Interface markup and scripts
--- --- ---
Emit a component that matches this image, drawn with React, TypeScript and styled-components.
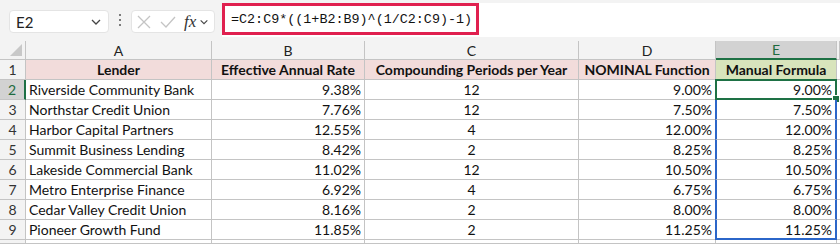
import { FC, Fragment } from "react";
import styled, { createGlobalStyle } from "styled-components";

const GlobalStyle = createGlobalStyle`
  body {
    margin: 0;
    background: #ffffff;
    font-family: "Lato", "Liberation Sans", sans-serif;
  }
`;

const Page = styled.div`
  width: 840px;
  height: 244px;
  overflow: hidden;
  background: #ffffff;
`;

const Toolbar = styled.div`
  height: 41px;
  display: flex;
  align-items: flex-start;
  background: #f3f3f3;
  box-sizing: border-box;
  padding-left: 9px;
`;

const NameBox = styled.div`
  margin-top: 10px;
  width: 100px;
  height: 23px;
  box-sizing: border-box;
  background: #ffffff;
  border: 1px solid #e4e4e4;
  border-radius: 4px;
  display: flex;
  align-items: center;
  justify-content: space-between;
  padding: 0 6px 0 6px;
  font-family: "Lato", sans-serif;
  font-size: 15px;
  color: #222;
`;

const Dots = styled.div`
  margin-top: 14px;
  width: 22px;
  display: flex;
  flex-direction: column;
  align-items: center;
  gap: 3px;
  & > span {
    width: 2px;
    height: 2px;
    background: #555;
    border-radius: 1px;
  }
`;

const FxBox = styled.div`
  margin-top: 10px;
  width: 84px;
  height: 23px;
  box-sizing: border-box;
  background: #ffffff;
  border: 1px solid #e4e4e4;
  border-radius: 4px;
  display: flex;
  align-items: center;
  padding-left: 4px;
  gap: 7px;
`;

const FxLabel = styled.span`
  font-family: "Liberation Serif", serif;
  font-style: italic;
  font-size: 17px;
  color: #333;
  margin-right: -4px;
`;

const FormulaField = styled.div`
  margin-left: 7px;
  margin-top: 3px;
  flex: 1;
  height: 34px;
  background: #ffffff;
  display: flex;
  align-items: flex-start;
`;

const FormulaHighlight = styled.div`
  width: 257px;
  height: 32px;
  box-sizing: border-box;
  border: 3px solid #e0204f;
  display: flex;
  align-items: center;
  padding-left: 6px;
  font-family: "Liberation Mono", monospace;
  font-size: 13.4px;
  color: #111;
`;

const Grid = styled.div`
  display: grid;
  grid-template-columns: 26px 186px 153px 214px 137px 121px 3px;
  grid-template-rows: 19px repeat(9, 20px) 4px;
  background: #ffffff;
`;

const Corner = styled.div`
  background: #f3f3f3;
  border-right: 1px solid #c4c4c4;
  border-bottom: 1px solid #c4c4c4;
  position: relative;
  &::after {
    content: "";
    position: absolute;
    right: 3px;
    bottom: 3px;
    width: 0;
    height: 0;
    border-left: 12px solid transparent;
    border-bottom: 12px solid #c8c8c8;
  }
`;

const ColHead = styled.div<{ active?: boolean }>`
  background: ${(p) => (p.active ? "#d2d2d2" : "#f3f3f3")};
  color: ${(p) => (p.active ? "#1e6b3f" : "#222")};
  border-right: 1px solid #c4c4c4;
  border-bottom: ${(p) => (p.active ? "2px solid #1e7145" : "1px solid #c4c4c4")};
  display: flex;
  align-items: center;
  justify-content: center;
  font-size: 14px;
  box-sizing: border-box;
`;

const RowHead = styled.div<{ active?: boolean }>`
  background: ${(p) => (p.active ? "#d2d2d2" : "#f3f3f3")};
  color: ${(p) => (p.active ? "#1e6b3f" : "#333")};
  border-right: ${(p) => (p.active ? "2px solid #1e7145" : "1px solid #c4c4c4")};
  border-bottom: 1px solid #c4c4c4;
  display: flex;
  align-items: center;
  justify-content: center;
  font-size: 14px;
  box-sizing: border-box;
`;

const Cell = styled.div<{
  align?: "left" | "center" | "right";
  fill?: string;
  bold?: boolean;
}>`
  background: ${(p) => p.fill ?? "#ffffff"};
  border-right: 1px solid #c4c4c4;
  border-bottom: 1px solid #c4c4c4;
  box-sizing: border-box;
  display: flex;
  align-items: center;
  justify-content: ${(p) =>
    p.align === "right" ? "flex-end" : p.align === "center" ? "center" : "flex-start"};
  padding: 0 3px;
  font-size: 14px;
  font-weight: ${(p) => (p.bold ? 700 : 400)};
  color: #111;
  white-space: nowrap;
  overflow: hidden;
  position: relative;
`;

const RangeCell = styled(Cell)<{ edge?: "mid" | "bottom" }>`
  border-left: 2px solid #2b66c9;
  border-right: 2px solid #2b66c9;
  border-bottom: ${(p) => (p.edge === "bottom" ? "2px solid #2b66c9" : "1px solid #c4c4c4")};
  margin-left: -1px;
`;

const SelectedCell = styled(Cell)`
  border: 2px solid #1e7145;
  margin-left: -1px;
  margin-top: -1px;
  overflow: visible;
  &::after {
    content: "";
    position: absolute;
    right: -5px;
    bottom: -5px;
    width: 6px;
    height: 6px;
    background: #1e7145;
    border: 1px solid #ffffff;
  }
`;

const Filler = styled.div`
  background: #ffffff;
  border-bottom: 1px solid #c4c4c4;
`;

const Chevron: FC<{ size?: number }> = ({ size = 12 }) => (
  <svg width={size} height={size} viewBox="0 0 12 12">
    <path d="M2 4 L6 8 L10 4" stroke="#444" strokeWidth="1.3" fill="none" />
  </svg>
);

const rows: [string, string, string, string][] = [
  ["Riverside Community Bank", "9.38%", "12", "9.00%"],
  ["Northstar Credit Union", "7.76%", "12", "7.50%"],
  ["Harbor Capital Partners", "12.55%", "4", "12.00%"],
  ["Summit Business Lending", "8.42%", "2", "8.25%"],
  ["Lakeside Commercial Bank", "11.02%", "12", "10.50%"],
  ["Metro Enterprise Finance", "6.92%", "4", "6.75%"],
  ["Cedar Valley Credit Union", "8.16%", "2", "8.00%"],
  ["Pioneer Growth Fund", "11.85%", "2", "11.25%"],
];

const PINK = "#f2dcdb";
const GREEN = "#d8e4bc";

const App: FC = () => (
  <Page>
    <GlobalStyle />
    <Toolbar>
      <NameBox>
        E2
        <Chevron />
      </NameBox>
      <Dots>
        <span />
        <span />
        <span />
      </Dots>
      <FxBox>
        <svg width="16" height="16" viewBox="0 0 16 16">
          <path d="M2 2 L14 14 M14 2 L2 14" stroke="#c4c4c4" strokeWidth="1.3" />
        </svg>
        <svg width="18" height="16" viewBox="0 0 18 16">
          <path d="M2 8 L7 13 L16 3" stroke="#c4c4c4" strokeWidth="1.3" fill="none" />
        </svg>
        <FxLabel>fx</FxLabel>
        <Chevron size={10} />
      </FxBox>
      <FormulaField>
        <FormulaHighlight>=C2:C9*((1+B2:B9)^(1/C2:C9)-1)</FormulaHighlight>
      </FormulaField>
    </Toolbar>
    <Grid>
      <Corner />
      <ColHead>A</ColHead>
      <ColHead>B</ColHead>
      <ColHead>C</ColHead>
      <ColHead>D</ColHead>
      <ColHead active>E</ColHead>
      <ColHead />

      <RowHead>1</RowHead>
      <Cell fill={PINK} bold align="center">Lender</Cell>
      <Cell fill={PINK} bold align="center">Effective Annual Rate</Cell>
      <Cell fill={PINK} bold align="center">Compounding Periods per Year</Cell>
      <Cell fill={PINK} bold align="center">NOMINAL Function</Cell>
      <Cell fill={GREEN} bold align="center">Manual Formula</Cell>
      <Filler />

      {rows.map(([lender, ear, periods, nominal], i) => (
        <Fragment key={lender}>
          <RowHead active={i === 0}>{i + 2}</RowHead>
          <Cell>{lender}</Cell>
          <Cell align="right">{ear}</Cell>
          <Cell align="center">{periods}</Cell>
          <Cell align="right">{nominal}</Cell>
          {i === 0 ? (
            <SelectedCell align="right">{nominal}</SelectedCell>
          ) : (
            <RangeCell align="right" edge={i === rows.length - 1 ? "bottom" : "mid"}>
              {nominal}
            </RangeCell>
          )}
          <Filler />
        </Fragment>
      ))}
      <RowHead />
      <Cell />
      <Cell />
      <Cell />
      <Cell />
      <Cell />
      <Filler />
    </Grid>
  </Page>
);

export default App;
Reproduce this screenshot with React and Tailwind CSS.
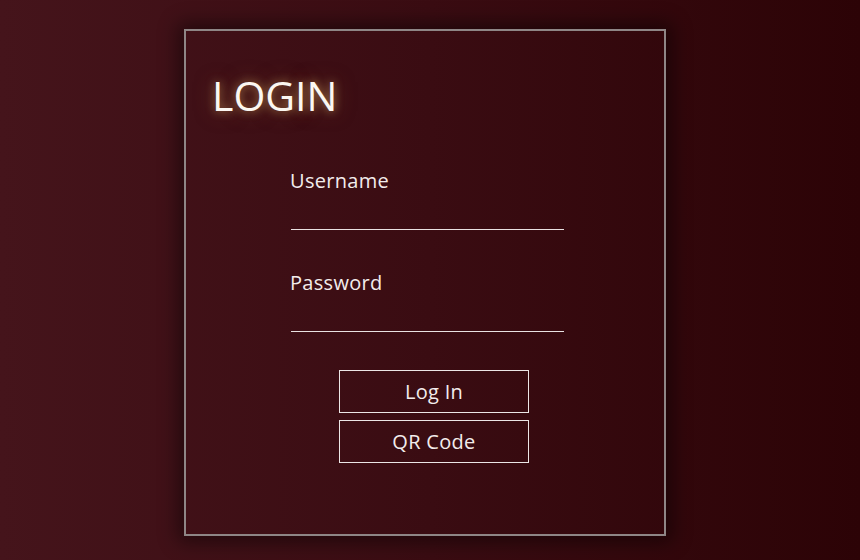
import React from 'react';

const Field = ({ label, type }) => (
  <div className="flex flex-col">
    <label className="pt-[3px] text-[20px] leading-[24px] tracking-[0.3px] text-[#f3ecec]">{label}</label>
    <input
      type={type}
      className="mt-[11px] ml-px h-[26px] w-[273px] border-0 border-b border-[#e9e2e2] bg-transparent text-white outline-none"
    />
  </div>
);

const App = () => {
  return (
    <div
      className="h-[560px] w-[860px] overflow-hidden bg-[linear-gradient(90deg,#45141b_0%,#3a0c12_50%,#2c0306_100%)] pt-[29px] pl-[184px]"
      style={{ fontFamily: '"Open Sans", "Noto Sans", sans-serif' }}
    >
      <div className="flex h-[507px] w-[482px] flex-col border-2 border-[#8f8686] shadow-[0_0_18px_6px_rgba(0,0,0,0.45)]">
        <h1
          className="mt-[40px] ml-[26px] text-[41px] leading-[48px] text-[#fbf7f2] [text-shadow:0_0_10px_rgba(190,150,90,0.8),0_0_20px_rgba(160,110,60,0.5)]"
        >
          LOGIN
        </h1>
        <div className="mt-[47px] ml-[104px] flex flex-col gap-[38px]">
          <Field label="Username" type="text" />
          <Field label="Password" type="password" />
        </div>
        <div className="mt-[38px] ml-[153px] flex flex-col gap-[7px]">
          <button className="h-[43px] w-[190px] border border-[#ece6e6] bg-transparent text-[20px] tracking-[0.3px] text-[#f3ecec]">
            Log In
          </button>
          <button className="h-[43px] w-[190px] border border-[#ece6e6] bg-transparent text-[20px] tracking-[0.3px] text-[#f3ecec]">
            QR Code
          </button>
        </div>
      </div>
    </div>
  );
};

export default App;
--- --- ---
=== STATED GOAL ===
List the lines of the material in which the word "this" occurs.

=== SOLUTION ===
Emit a component that matches this image, drawn with React, TypeScript and styled-components.
Reproduce this screenshot with React and Tailwind CSS.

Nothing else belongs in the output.